On the Abyss, however, if you want to change how many fingers you use to hold the release, you can simply remove the 3-finger frame from the bow release and replace it with the 4-finger frame, and vice versa. It’s one of the few bow releases we’ve seen that has that functionality (which is kind of surprising—it’s a great feature, and it’s not really that complicated from a manufacturing point of view).
So, if you like to switch things up—or if you’re new to high-end releases, and you’re not sure if you want a 3-finger or 4-finger—that’s a really cool aspect of the Abyss. But what’s also fun about that feature is that after you decide whether you want to attach the 3-finger or the 4-finger piece, you adjust the angle of the finger piece. You can make it flat (designed so that it activates the release quicker), or swept back a little bit (which gives you a little more time before arrow release). That, too, is a sort of “next-level” adjustability that’s rare among hand-held bow releases.

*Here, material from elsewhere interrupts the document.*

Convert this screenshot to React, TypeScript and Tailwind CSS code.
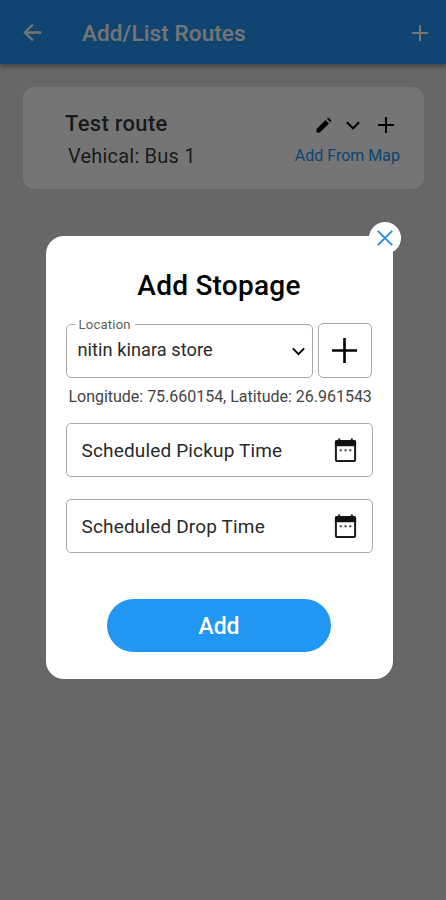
const timeFields = ["Scheduled Pickup Time", "Scheduled Drop Time"];

type IconProps = { className?: string; width?: number };

const BackIcon = ({ className }: IconProps) => (
  <svg className={className} viewBox="0 0 20 20" fill="none" stroke="currentColor" strokeWidth="2.3">
    <path d="M19.2 9.5H3M10.9 1.5l-8 8 8 8" />
  </svg>
);

const PlusIcon = ({ className, width = 2 }: IconProps) => (
  <svg className={className} viewBox="0 0 24 24" fill="none" stroke="currentColor" strokeWidth={width}>
    <path d="M12 0v24M0 12h24" />
  </svg>
);

const ChevronIcon = ({ className }: IconProps) => (
  <svg className={className} viewBox="0 0 14 9" fill="none" stroke="currentColor" strokeWidth="2">
    <path d="M.9 1.2 7 7.3l6.1-6.1" />
  </svg>
);

const CloseIcon = ({ className }: IconProps) => (
  <svg className={className} viewBox="0 0 16 16" fill="none" stroke="currentColor" strokeWidth="1.7">
    <path d="m.8.8 14.4 14.4M15.2.8.8 15.2" />
  </svg>
);

const PencilIcon = ({ className }: IconProps) => (
  <svg className={className} viewBox="0 0 16 16" fill="currentColor">
    <path d="M.5 12 9.6 3l3.4 3.4-9.1 9.1H1.2a.7.7 0 0 1-.7-.7zM10.9 1.8l.9-.9a.8.8 0 0 1 1.1 0l2.3 2.3a.8.8 0 0 1 0 1.1l-.9.9z" />
  </svg>
);

const CalendarIcon = () => (
  <svg className="h-6 w-6 shrink-0" viewBox="0 0 24 24" fill="none">
    <rect x="2.9" y="3" width="19.2" height="20" rx="1.6" stroke="#1c1c1c" strokeWidth="2" />
    <path d="M1.9 3.6q0-1.4 1.4-1.4h18.4q1.4 0 1.4 1.4v4.6H1.9zM5.2.6h2v3h-2zM17.8.6h2v3h-2z" fill="#111" />
    <path d="M6.7 11.2h2v2h-2zM11.5 11.2h2v2h-2zM16.3 11.2h2v2h-2z" fill="#444" />
  </svg>
);

const Header = () => (
  <header className="flex h-16 items-center bg-[#2196f3] pt-px text-white shadow-[0_2px_5px_rgba(0,0,0,0.45)]">
    <BackIcon className="ml-[22px] h-5 w-5" />
    <h1 className="ml-10 flex-1 pt-px text-[22.5px] font-medium leading-none tracking-[0.1px]">
      Add/List Routes
    </h1>
    <PlusIcon className="mr-[18px] h-4 w-4" width={3} />
  </header>
);

const RouteCard = () => (
  <section className="mt-[23px] mr-[22px] ml-[23px] h-[102px] rounded-xl bg-white pr-6 pl-[42px]">
    <div className="flex items-center justify-between pt-[22px]">
      <h2 className="text-[22px] font-medium leading-[30px] tracking-[0.3px] text-black/80">
        Test route
      </h2>
      <div className="flex items-center pt-[2px] pr-[6px] text-black">
        <PencilIcon className="h-4 w-4" />
        <ChevronIcon className="ml-[14px] h-[9px] w-[14px]" />
        <PlusIcon className="ml-[18px] h-4 w-4" width={2.8} />
      </div>
    </div>
    <div className="flex items-center justify-between pt-[3px] pl-[3px]">
      <p className="text-[20px] leading-[26px] tracking-[0.2px] text-black/80">Vehical: Bus 1</p>
      <button className="pt-px text-[16px] leading-[26px] text-[#2196f3]">Add From Map</button>
    </div>
  </section>
);

const StopageDialog = () => (
  <div className="relative h-[443px] w-[347px] rounded-[18px] bg-white px-5 text-[#2a2a2a]">
    <button className="absolute -top-[14.5px] -right-[8.5px] flex h-8 w-8 items-center justify-center rounded-full bg-white">
      <CloseIcon className="h-4 w-4 text-[#1e88d8]" />
    </button>
    <h2 className="pt-[31px] text-center text-[28px] font-medium leading-[38px] tracking-[0.25px] text-black">
      Add Stopage
    </h2>

    <div className="mt-[11px] flex items-end justify-between">
      <fieldset className="h-[62px] w-[247px] rounded-[5px] border border-[#aaa] pr-[7px] pl-[11px]">
        <legend className="-ml-[3px] px-1 text-[13px] leading-4 tracking-[0.25px] text-[#606060]">
          <span className="relative top-px">Location</span>
        </legend>
        <div className="flex items-center justify-between pt-[7px]">
          <span className="text-[18.2px] leading-[22px] tracking-[0.05px]">nitin kinara store</span>
          <ChevronIcon className="mt-[2px] h-[9px] w-[13px] text-black" />
        </div>
      </fieldset>
      <button className="mr-px flex h-[55px] w-[54px] items-center justify-center rounded-[5px] border border-[#aaa]">
        <PlusIcon className="h-[25px] w-[25px] text-black" width={2.5} />
      </button>
    </div>
    <p className="mt-[9px] pl-[3px] text-[16px] leading-5 tracking-[-0.02px] whitespace-nowrap text-[#444]">
      Longitude: 75.660154, Latitude: 26.961543
    </p>

    <div className="mt-[16px] flex flex-col gap-[22px]">
      {timeFields.map((label) => (
        <div
          key={label}
          className="flex h-[54px] items-center justify-between rounded-[5px] border border-[#aaa] pr-[15px] pl-[15px]"
        >
          <span className="pt-[2px] text-[19px] tracking-[0.16px]">{label}</span>
          <CalendarIcon />
        </div>
      ))}
    </div>

    <button className="mx-auto mt-[46px] flex h-[53px] w-[224px] items-center justify-center rounded-full bg-[#2196f3] pt-[3px] text-[23px] font-medium text-white">
      Add
    </button>
  </div>
);

export default function App() {
  return (
    <div className="relative h-[900px] w-full overflow-hidden bg-[#e0e0e0] font-['Roboto','Liberation_Sans',sans-serif]">
      <Header />
      <RouteCard />
      {/* Dimmed backdrop behind the dialog */}
      <div className="absolute inset-0 flex items-start justify-center bg-black/54 pt-[236px] pr-[8px]">
        <StopageDialog />
      </div>
    </div>
  );
}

It’s Micro-Adjustable. This is the “big deal” feature that we need to see on bow releases before we can really give it our stamp of approval. A high-end, capable bow release should be very tunable, so that you can make it juuuuuuust so, in order to meet the unique needs of your draw cycle. The Abyss has got a number of different settings, but the most important probably are:
1) Multiple Finger Grip Locations. You can adjust each of the individual finger positions in a backward or forward position, up to 15 degrees;
2) Travel Adjustment. If you like your trigger to walk a little bit before you release an arrow, it’s designed for you to get that travel; if you like your trigger “crisp” and/or “light” and you like a little surprise when your arrow is released, it’s designed for that too; and finally, the last adjustability feature it has is…
3) Sensitivity Adjustment. “Sensitivity vs. Travel” confuses some new archers, but we define it like this: sensitivity is how difficult it is to pull the trigger back, whereas travel is how *far* you need to pull the trigger back. The Tru Ball Abyss Flex is adjustable so that you can have a sensitive trigger (easy to pull back) or a more difficult trigger (which should take a little more effort to pull back).

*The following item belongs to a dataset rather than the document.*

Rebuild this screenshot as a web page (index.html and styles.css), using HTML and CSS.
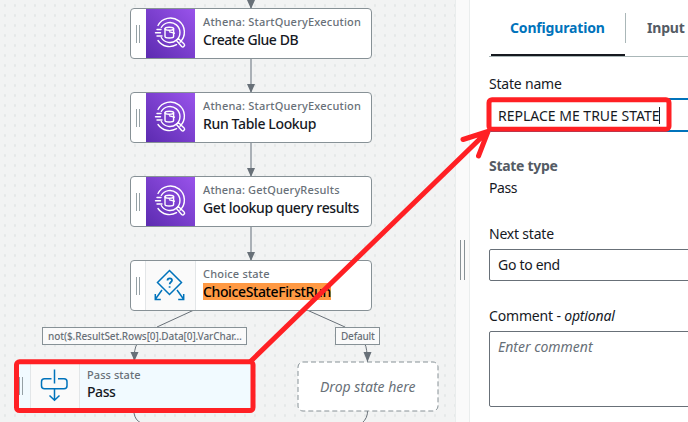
FILE: index.html
```html
<!DOCTYPE html>
<html lang="en">
<head>
<meta charset="utf-8">
<title>Workflow Studio</title>
<link rel="stylesheet" href="styles.css">
</head>
<body>
<svg class="defs" width="0" height="0">
  <defs>
    <symbol id="athena" viewBox="0 0 48 48">
      <g fill="none" stroke="#fff" stroke-width="1.4" stroke-linecap="round">
        <path d="M12 16.5A14 14 0 1 1 34 33.200M12 31.500A14 14 0 0 0 30.500 35.700"/>
        <path d="M15.300 18.500A10 10 0 1 1 15.300 28.500"/>
        <path d="M11 20.500h4M9.500 23.700h5M11 27h5"/>
        <path d="M19 19.800v7.700c0 2 8.600 2 8.600 0v-7.700"/>
        <ellipse cx="23.300" cy="19.700" rx="4.300" ry="1.500"/>
        <path d="M23.500 22.800l4.800 1.400"/>
        <path d="M30.500 31.500l1.800-2 5.800 5.400c1.500 1.700-.8 4-2.500 2.500z"/>
      </g>
    </symbol>
  </defs>
</svg>
<div class="studio">
  <main class="canvas">
    <svg class="edges" width="455" height="422">
      <g class="straight"><path d="M251 0V9M251 58V92M251 142V176M251 226V260"/></g>
      <g class="curve"><path d="M194 310L157 327M137 344Q134 349 134 360M307 310L345 327M365 344Q367 348 367.500 362M134 413Q135 420 141 423M367.500 410Q368 418 362 423"/></g>
      <g class="heads"><path d="M247 0h8l-4 9zM247 84h8l-4 9zM247 168h8l-4 9zM247 252h8l-4 9zM130.500 352h8l-4 9zM363.500 352h8l-4 10z"/></g>
    </svg>
    <div class="node n1"><i class="grip"></i><svg class="pic athena"><use href="#athena" width="48" height="48"/></svg><div class="label"><small><span class="type-a">Athena: StartQueryExecution</span></small><b><span class="name-a">Create Glue DB</span></b></div></div>
    <div class="node n2"><i class="grip"></i><svg class="pic athena"><use href="#athena" width="48" height="48"/></svg><div class="label"><small><span class="type-a">Athena: StartQueryExecution</span></small><b><span class="name-b">Run Table Lookup</span></b></div></div>
    <div class="node n3"><i class="grip"></i><svg class="pic athena"><use href="#athena" width="48" height="48"/></svg><div class="label"><small><span class="type-b">Athena: GetQueryResults</span></small><b><span class="name-c">Get lookup query results</span></b></div></div>
    <div class="node n4"><i class="grip"></i>
      <svg class="pic flow" viewBox="0 0 49 49"><path d="M23.500 9.500L35.500 21.500 23.500 33.500 11.500 21.500zM16 29L9.500 38M9.300 33v5.500h5.500M31 29L37.500 38M37.700 33v5.500h-5.500"/><path class="ask" d="M21.500 19.500c0-3 4.500-2.800 4.500-.2 0 1.700-2.300 1.700-2.300 3.900M23.600 25.200v1.600"/></svg>
      <div class="label"><small><span class="type-c">Choice state</span></small><b><span class="name-d">ChoiceStateFirstRun</span></b></div></div>
    <div class="tag t1"><span class="tag-a">not($.ResultSet.Rows[0].Data[0].VarChar…</span></div>
    <div class="tag t2"><span class="tag-b">Default</span></div>
    <div class="node pass"><i class="grip"></i>
      <svg class="pic flow" viewBox="0 0 48 48"><path d="M23.500 7.500v14M20.500 16.800h-7q-3 0-3 3v3.900q0 3 3 3h19.500q3 0 3-3v-3.900q0-3-3-3h-6M23.500 26.700V38M18.500 33.500l5 4.800 5-4.800"/></svg>
      <div class="label"><small><span class="type-d">Pass state</span></small><b><span class="name-e">Pass</span></b></div></div>
    <div class="drop"><svg width="142" height="51"><rect x="1" y="1" width="140" height="49" rx="5"/></svg><span class="drop-text">Drop state here</span></div>
  </main>
  <div class="splitter"><i></i></div>
  <aside class="panel">
    <nav class="tabs"><div class="tab active"><span class="tab-a">Configuration</span></div><div class="tab second"><span class="tab-c">Input</span></div></nav>
    <section class="field name"><label><span class="l-name">State name</span></label><div class="input focus"><span class="v-name">REPLACE ME TRUE STATE</span><i class="caret"></i></div></section>
    <section class="field type"><label class="strong"><span class="l-type">State type</span></label><p><span class="v-pass">Pass</span></p></section>
    <section class="field next"><label><span class="l-next">Next state</span></label><div class="input"><span class="v-next">Go to end</span></div></section>
    <section class="field comment"><label><span class="l-com">Comment - <em>optional</em></span></label><div class="input area"><span class="v-com">Enter comment</span></div></section>
  </aside>
</div>
<svg class="marks" width="688" height="422">
  <rect x="16.500" y="361.800" width="236.500" height="48.800" rx="3"/>
  <rect x="489" y="99.700" width="180" height="29.500" rx="3"/>
  <path d="M251 361L487 132M463 139.500L488 131.500 478.500 156"/>
</svg>
</body>
</html>
```
FILE: styles.css
```css
* { box-sizing: border-box; }
body { margin: 0; overflow: hidden; font: 14px/20px "Noto Sans", "Open Sans", sans-serif; color: #16191f; background: #fff; }
.defs { position: absolute; }
span { display: inline-block; white-space: nowrap; }
.type-a { letter-spacing: .2px; }
.type-b, .type-c { letter-spacing: .18px; }
.type-d { letter-spacing: .07px; }
.name-a, .name-e, .v-pass { letter-spacing: -.45px; }
.name-b { letter-spacing: -.36px; }
.name-c { letter-spacing: -.36px; }
.name-d { letter-spacing: -.38px; }
.tag-a { letter-spacing: -.09px; }
.tag-b, .l-name, .l-next, .tab-c { letter-spacing: -.2px; }
.l-type, .v-next { letter-spacing: -.3px; }
.tab-a, .l-com { letter-spacing: -.17px; }
.studio { display: flex; width: 688px; height: 422px; }
.canvas { position: relative; flex: 0 0 455px; overflow: hidden; background: #f2f3f3 radial-gradient(circle at 5px 5.500px, #e5e8e8 1px, transparent 1.500px) 0 0 / 10px 10px; }
.edges { position: absolute; left: 0; top: 0; fill: none; }
.straight { stroke: #aab0b6; stroke-width: 2; }
.curve { stroke: #687078; stroke-width: 1; }
.heads { fill: #687078; }
.node { position: absolute; left: 130px; width: 242px; height: 51px; display: flex; align-items: stretch; background: #fff; border: 1px solid #879196; border-radius: 4px; }
.n1 { top: 8px; } .n2 { top: 92px; } .n3 { top: 176px; } .n4 { top: 260px; }
.grip { flex: 0 0 4px; height: 18px; margin: 16px 7px 0 4px; border: solid #95a0a5; border-width: 0 1px; }
.n1 .grip, .n2 .grip, .n3 .grip, .n4 .grip { margin-right: 6px; }
.n1, .n2, .n3, .n4 { padding-left: 1px; }
.pic { flex: 0 0 49px; width: 49px; height: 49px; }
.athena { background: linear-gradient(45deg, #5c2bb0, #9953eb); }
.flow { background: #fafafa; box-shadow: -1px 0 #e3e6e8, 1px 0 #e3e6e8; fill: none; stroke: #0073bb; stroke-width: 1.500; }
.flow .ask { stroke-width: 1.800; }
.label { margin-left: 8px; padding-top: 4px; }
.label small, .label b { display: block; height: 18px; line-height: 18px; font-weight: 400; }
.label small { font-size: 11px; color: #687078; font-weight: 500; }
.label b { font-size: 14px; font-weight: 500; }
.n4 .label b span { background: #ff9943; height: 17px; line-height: 17px; color: #000; }
.pass { left: 15px; top: 361px; width: 240px; height: 50px; background: #f1faff; border: 0; }
.pass .grip { margin: 16px 8px 0 4px; }
.pass .pic { flex-basis: 48px; width: 48px; height: 50px; }
.pass .label { padding-top: 5px; }
.pass .label b { margin-top: -1px; }
.tag { position: absolute; top: 327px; height: 18px; padding-left: 5px; font-size: 10px; line-height: 16px; color: #687078; background: #fafafa; border: 1px solid #879196; font-weight: 500; }
.t1 { left: 42px; width: 205px; } .t2 { left: 335px; width: 45px; }
.drop { position: absolute; left: 297px; top: 361px; width: 142px; height: 51px; padding: 16px 0 0 23px; color: #687078; font-style: italic; }
.drop svg { position: absolute; left: 0; top: 0; fill: #fff; stroke: #879196; stroke-dasharray: 5 3; }
.drop span { position: relative; }
.splitter { flex: 0 0 15px; background: #fafafa; border: solid #eaeded; border-width: 0 1px; display: flex; align-items: flex-start; padding: 240px 0 0 4px; }
.splitter i { width: 5px; height: 40px; border: solid #879196; border-width: 0 1px; }
.panel { flex: 1; padding-left: 19px; overflow: hidden; }
.tabs { display: flex; height: 57px; border-bottom: 1px solid #aab7b8; font-weight: 700; }
.tab { padding-top: 18px; }
.active { width: 134px; margin-left: 2px; padding-left: 19px; color: #0073bb; border-bottom: 2px solid #16191f; }
.second { height: 30px; margin-top: 13px; padding: 5px 0 0 21px; border-left: 1px solid #aab7b8; color: #545b64; }
.field label, .field p { display: block; height: 20px; margin: 0; }
.name { padding-top: 17px; }
.input { width: 260px; height: 32px; margin-top: 5px; padding: 5px 8px; border: 1px solid #687078; border-radius: 2px; display: flex; align-items: flex-start; }
.focus { height: 34px; margin-top: 4px; padding: 6px 7px 0; border: 2px solid #0073bb; }
.caret { flex: 0 0 1px; height: 17px; margin: 1px 0 0 -1px; background: #16191f; }
.type { padding-top: 24px; }
.strong { font-weight: 700; color: #545b64; }
.type p { padding-top: 2px; height: 22px; }
.next { padding-top: 26px; }
.comment { padding-top: 25px; }
.area { height: 76px; color: #687078; font-style: italic; }
.marks { position: absolute; left: 0; top: 0; fill: none; stroke: #ff2024; stroke-width: 5; stroke-linecap: round; stroke-linejoin: round; }
```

Last but not least—and this is another easy, fantastic, common-sense feature—is that it’s manufactured with two different thumb barrels: a wider one and a thinner one. That’s a great little feature, and they didn’t need to hire a scientist to figure it out.
Hook Mechanism. One of the most important parts of a bow release is the actual release mechanism itself, and most bow releases feature a caliper release—a set of jaws that open and release the arrow—or a hook, which you see on the Abyss Flex. There are pros and cons to each, but hook definitely has its advantages.

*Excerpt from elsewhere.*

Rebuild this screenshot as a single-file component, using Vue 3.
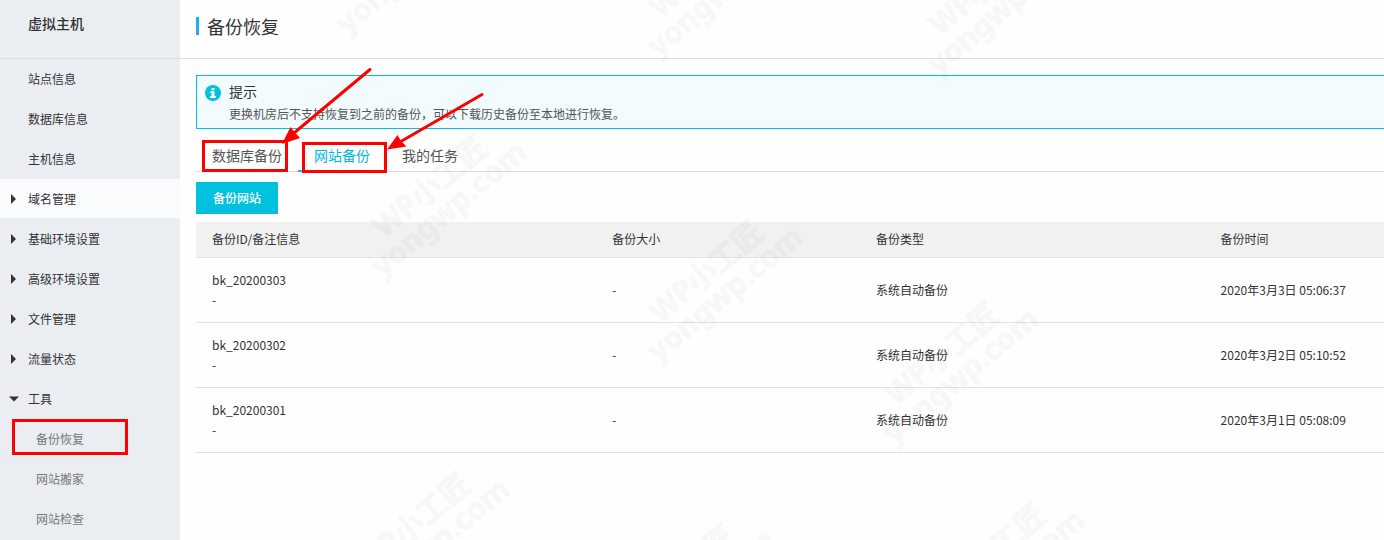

In a hunting situation, you can snag your hook on the D-loop of your bow without taking your eye of your game (you’ll need a little bit of practice to do so, but it can be a very cool—and very useful—move when you get the hang of it). In a target shooting situation, it can introduce a little more “jump” on your arrows (which is a feature that back hinge / tension release fans usually appreciate). Plus, over time, hook releases can be a little easier on your D-loop, which is a nice little feature.